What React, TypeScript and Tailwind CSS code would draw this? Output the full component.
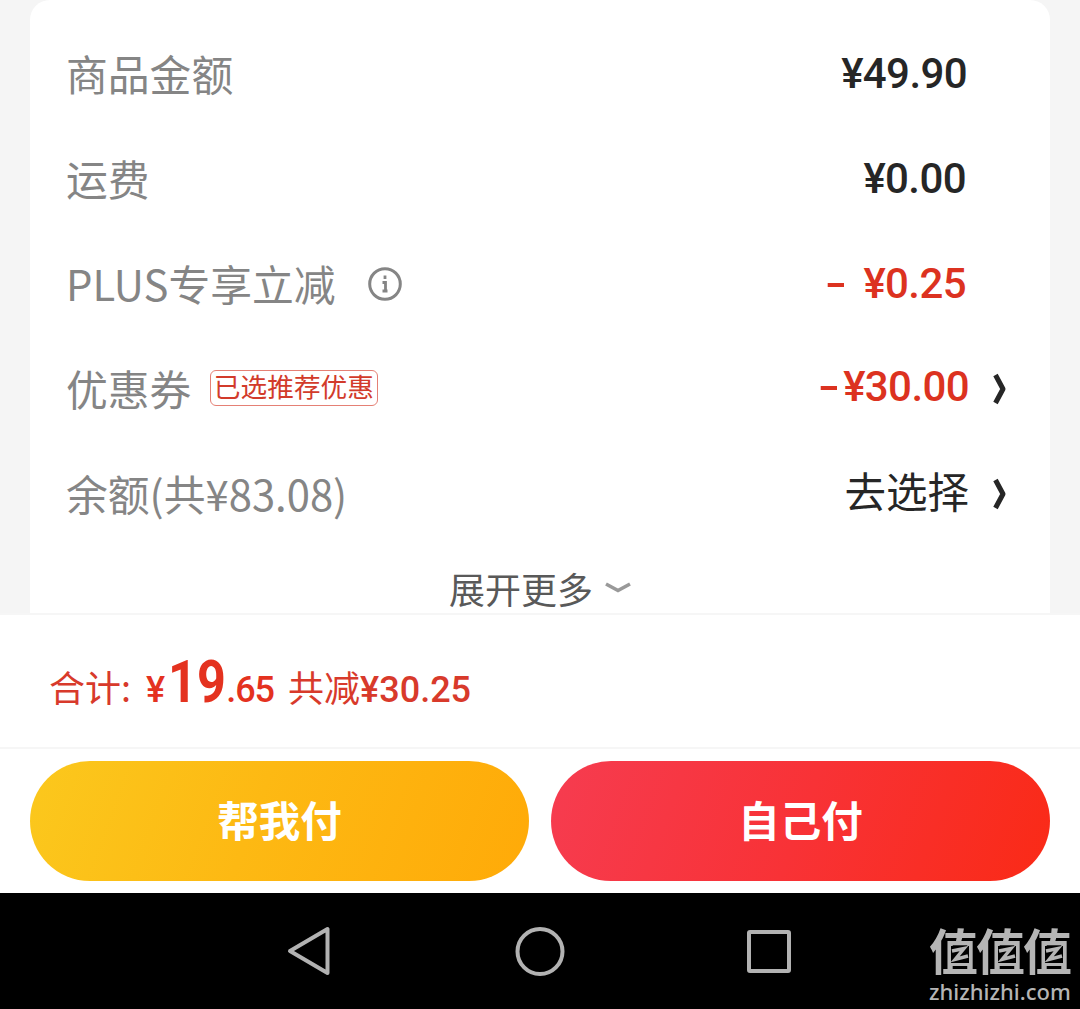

==

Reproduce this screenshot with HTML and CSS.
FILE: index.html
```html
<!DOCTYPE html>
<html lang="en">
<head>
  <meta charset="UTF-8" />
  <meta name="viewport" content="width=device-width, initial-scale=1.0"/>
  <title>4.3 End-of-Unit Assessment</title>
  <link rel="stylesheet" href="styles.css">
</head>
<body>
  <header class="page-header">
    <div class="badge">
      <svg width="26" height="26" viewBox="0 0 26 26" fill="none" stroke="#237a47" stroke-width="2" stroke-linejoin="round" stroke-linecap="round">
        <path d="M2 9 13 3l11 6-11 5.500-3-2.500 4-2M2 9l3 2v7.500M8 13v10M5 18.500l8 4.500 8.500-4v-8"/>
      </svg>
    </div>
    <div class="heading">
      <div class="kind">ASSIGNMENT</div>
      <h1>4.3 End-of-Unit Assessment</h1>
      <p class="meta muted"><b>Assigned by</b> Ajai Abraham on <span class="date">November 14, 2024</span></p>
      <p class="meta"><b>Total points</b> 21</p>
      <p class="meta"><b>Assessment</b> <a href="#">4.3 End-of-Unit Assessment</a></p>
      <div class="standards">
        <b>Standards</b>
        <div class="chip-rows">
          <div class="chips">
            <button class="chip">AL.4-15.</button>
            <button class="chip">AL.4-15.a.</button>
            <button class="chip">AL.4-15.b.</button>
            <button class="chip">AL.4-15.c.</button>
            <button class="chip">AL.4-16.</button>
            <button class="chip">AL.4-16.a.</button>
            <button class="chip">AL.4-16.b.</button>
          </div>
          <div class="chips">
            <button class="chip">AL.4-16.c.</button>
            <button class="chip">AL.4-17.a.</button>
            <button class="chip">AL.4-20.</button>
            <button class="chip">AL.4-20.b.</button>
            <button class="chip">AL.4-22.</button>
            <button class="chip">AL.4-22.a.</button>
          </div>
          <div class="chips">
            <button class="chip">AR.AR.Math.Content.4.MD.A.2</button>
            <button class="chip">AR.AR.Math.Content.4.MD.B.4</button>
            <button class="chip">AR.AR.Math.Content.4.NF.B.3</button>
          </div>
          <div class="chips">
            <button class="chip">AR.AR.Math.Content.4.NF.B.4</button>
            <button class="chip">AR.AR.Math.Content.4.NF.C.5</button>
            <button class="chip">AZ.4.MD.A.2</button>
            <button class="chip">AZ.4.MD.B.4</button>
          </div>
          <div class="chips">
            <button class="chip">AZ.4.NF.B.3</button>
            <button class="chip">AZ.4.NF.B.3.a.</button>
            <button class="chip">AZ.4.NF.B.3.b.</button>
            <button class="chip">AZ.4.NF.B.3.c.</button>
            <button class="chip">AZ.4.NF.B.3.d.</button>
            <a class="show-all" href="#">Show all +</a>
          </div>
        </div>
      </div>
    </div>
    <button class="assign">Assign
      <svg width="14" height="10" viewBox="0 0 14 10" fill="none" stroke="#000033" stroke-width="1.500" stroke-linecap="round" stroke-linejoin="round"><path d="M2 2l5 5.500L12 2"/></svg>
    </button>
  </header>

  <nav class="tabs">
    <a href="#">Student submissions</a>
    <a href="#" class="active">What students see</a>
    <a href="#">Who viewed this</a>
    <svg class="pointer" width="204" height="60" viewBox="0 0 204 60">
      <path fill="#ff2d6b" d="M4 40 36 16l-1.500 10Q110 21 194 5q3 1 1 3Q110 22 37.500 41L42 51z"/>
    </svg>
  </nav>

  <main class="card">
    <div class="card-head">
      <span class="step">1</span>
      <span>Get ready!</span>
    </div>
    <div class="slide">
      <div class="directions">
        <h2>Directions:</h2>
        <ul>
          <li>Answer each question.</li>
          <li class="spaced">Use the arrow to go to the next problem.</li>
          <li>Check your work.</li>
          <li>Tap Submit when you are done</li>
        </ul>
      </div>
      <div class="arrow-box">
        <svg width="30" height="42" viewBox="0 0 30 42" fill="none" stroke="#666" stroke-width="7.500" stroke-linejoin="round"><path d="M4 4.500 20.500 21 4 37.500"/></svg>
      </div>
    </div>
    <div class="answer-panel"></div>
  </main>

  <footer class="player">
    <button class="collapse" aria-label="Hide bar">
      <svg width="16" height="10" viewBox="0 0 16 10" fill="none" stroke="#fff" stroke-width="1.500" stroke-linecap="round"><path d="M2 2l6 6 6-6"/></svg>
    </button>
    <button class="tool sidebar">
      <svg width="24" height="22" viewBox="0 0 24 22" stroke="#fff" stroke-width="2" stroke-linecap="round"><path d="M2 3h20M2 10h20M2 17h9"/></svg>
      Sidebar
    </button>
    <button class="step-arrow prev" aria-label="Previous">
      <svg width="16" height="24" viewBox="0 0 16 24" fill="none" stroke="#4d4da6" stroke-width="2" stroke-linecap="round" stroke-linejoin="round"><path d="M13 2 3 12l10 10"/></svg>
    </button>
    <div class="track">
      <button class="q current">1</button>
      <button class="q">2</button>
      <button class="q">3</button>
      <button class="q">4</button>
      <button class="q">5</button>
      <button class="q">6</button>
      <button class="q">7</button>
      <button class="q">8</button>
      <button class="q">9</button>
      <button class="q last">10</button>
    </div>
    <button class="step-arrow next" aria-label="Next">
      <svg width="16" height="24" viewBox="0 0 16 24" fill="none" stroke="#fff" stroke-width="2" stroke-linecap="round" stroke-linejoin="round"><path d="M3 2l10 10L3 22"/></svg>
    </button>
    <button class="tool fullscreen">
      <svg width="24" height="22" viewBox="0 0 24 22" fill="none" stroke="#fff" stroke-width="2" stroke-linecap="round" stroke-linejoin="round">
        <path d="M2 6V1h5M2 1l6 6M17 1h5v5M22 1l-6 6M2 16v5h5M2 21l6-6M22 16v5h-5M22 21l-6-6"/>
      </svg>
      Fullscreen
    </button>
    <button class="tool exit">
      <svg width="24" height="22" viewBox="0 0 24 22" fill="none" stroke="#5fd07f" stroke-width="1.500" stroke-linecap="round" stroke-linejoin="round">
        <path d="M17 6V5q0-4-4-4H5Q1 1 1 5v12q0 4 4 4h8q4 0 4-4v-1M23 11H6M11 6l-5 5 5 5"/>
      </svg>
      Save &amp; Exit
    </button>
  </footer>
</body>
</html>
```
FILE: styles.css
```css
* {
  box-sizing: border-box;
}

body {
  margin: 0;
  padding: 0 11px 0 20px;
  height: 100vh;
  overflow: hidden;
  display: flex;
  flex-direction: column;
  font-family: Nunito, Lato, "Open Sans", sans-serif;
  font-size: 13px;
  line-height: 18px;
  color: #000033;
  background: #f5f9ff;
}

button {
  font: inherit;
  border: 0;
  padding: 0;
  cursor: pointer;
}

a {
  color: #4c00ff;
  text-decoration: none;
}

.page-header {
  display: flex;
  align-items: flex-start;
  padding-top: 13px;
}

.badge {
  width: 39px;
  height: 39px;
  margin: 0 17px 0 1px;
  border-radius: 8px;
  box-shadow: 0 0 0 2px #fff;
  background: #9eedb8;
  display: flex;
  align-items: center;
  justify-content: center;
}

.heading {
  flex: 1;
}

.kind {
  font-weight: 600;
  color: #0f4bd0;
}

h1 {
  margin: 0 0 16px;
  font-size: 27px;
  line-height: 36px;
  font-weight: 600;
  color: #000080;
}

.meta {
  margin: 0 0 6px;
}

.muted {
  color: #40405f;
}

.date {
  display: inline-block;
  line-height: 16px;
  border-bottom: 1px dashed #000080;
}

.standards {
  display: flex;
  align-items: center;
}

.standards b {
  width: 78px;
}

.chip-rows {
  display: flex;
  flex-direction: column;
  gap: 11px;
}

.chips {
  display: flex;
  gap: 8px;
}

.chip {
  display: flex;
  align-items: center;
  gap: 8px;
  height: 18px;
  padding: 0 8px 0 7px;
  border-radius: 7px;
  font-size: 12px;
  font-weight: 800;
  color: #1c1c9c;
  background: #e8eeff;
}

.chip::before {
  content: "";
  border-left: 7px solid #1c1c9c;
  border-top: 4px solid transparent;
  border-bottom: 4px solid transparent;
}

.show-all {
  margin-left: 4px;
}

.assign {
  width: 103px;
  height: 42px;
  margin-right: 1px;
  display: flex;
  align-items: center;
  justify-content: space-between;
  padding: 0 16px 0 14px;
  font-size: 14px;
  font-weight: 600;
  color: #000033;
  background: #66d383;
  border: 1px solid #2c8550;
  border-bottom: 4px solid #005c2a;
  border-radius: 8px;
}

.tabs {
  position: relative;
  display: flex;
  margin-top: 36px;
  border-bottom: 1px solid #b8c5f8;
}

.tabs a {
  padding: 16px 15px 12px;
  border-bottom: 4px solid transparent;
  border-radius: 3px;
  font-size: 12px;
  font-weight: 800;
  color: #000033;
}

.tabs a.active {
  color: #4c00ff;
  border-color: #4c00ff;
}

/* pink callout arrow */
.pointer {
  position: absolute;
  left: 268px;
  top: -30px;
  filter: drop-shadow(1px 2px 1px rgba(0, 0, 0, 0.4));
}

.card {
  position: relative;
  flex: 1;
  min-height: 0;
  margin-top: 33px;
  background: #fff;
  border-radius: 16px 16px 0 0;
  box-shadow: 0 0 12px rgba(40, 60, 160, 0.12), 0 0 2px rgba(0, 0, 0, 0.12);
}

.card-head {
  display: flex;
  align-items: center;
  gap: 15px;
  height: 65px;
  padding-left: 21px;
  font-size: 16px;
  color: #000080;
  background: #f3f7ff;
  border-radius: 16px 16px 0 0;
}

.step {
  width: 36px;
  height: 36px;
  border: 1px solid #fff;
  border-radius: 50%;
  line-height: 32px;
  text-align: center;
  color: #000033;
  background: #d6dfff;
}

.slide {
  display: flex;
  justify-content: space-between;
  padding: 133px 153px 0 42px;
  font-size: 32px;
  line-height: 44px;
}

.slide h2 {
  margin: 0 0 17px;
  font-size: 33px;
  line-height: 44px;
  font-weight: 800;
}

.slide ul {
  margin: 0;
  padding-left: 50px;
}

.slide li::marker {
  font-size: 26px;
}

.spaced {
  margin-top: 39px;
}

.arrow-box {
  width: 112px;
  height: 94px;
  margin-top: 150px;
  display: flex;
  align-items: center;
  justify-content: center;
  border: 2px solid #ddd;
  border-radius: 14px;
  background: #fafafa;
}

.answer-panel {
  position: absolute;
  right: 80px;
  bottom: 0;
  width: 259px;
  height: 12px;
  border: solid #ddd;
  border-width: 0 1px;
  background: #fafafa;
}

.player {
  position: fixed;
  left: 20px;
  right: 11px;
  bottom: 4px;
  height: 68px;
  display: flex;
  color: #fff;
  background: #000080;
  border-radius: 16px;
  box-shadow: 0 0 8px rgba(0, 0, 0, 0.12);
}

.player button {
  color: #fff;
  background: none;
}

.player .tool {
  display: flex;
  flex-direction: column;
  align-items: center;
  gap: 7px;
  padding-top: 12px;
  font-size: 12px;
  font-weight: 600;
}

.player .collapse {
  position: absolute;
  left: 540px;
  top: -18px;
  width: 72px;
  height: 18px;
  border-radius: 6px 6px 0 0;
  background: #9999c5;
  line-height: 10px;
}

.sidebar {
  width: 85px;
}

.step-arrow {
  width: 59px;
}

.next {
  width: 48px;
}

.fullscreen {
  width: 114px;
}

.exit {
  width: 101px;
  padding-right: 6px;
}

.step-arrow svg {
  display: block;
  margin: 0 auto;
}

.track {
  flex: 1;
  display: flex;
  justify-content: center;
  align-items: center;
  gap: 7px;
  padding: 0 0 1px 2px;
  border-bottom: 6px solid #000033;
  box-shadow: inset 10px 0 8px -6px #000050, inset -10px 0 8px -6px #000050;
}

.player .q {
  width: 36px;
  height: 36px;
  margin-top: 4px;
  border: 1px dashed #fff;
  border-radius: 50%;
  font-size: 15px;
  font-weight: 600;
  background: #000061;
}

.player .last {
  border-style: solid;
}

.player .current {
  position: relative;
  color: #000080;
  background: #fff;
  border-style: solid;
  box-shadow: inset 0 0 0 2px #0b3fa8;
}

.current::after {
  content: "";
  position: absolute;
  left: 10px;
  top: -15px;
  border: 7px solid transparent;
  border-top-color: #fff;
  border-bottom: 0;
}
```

What is being asked => Copy out every line of the data that includes "this".

The response =>
What React, TypeScript and Tailwind CSS code would draw this? Output the full component.
Reproduce this screenshot with HTML and CSS.
    <a href="#">Who viewed this</a>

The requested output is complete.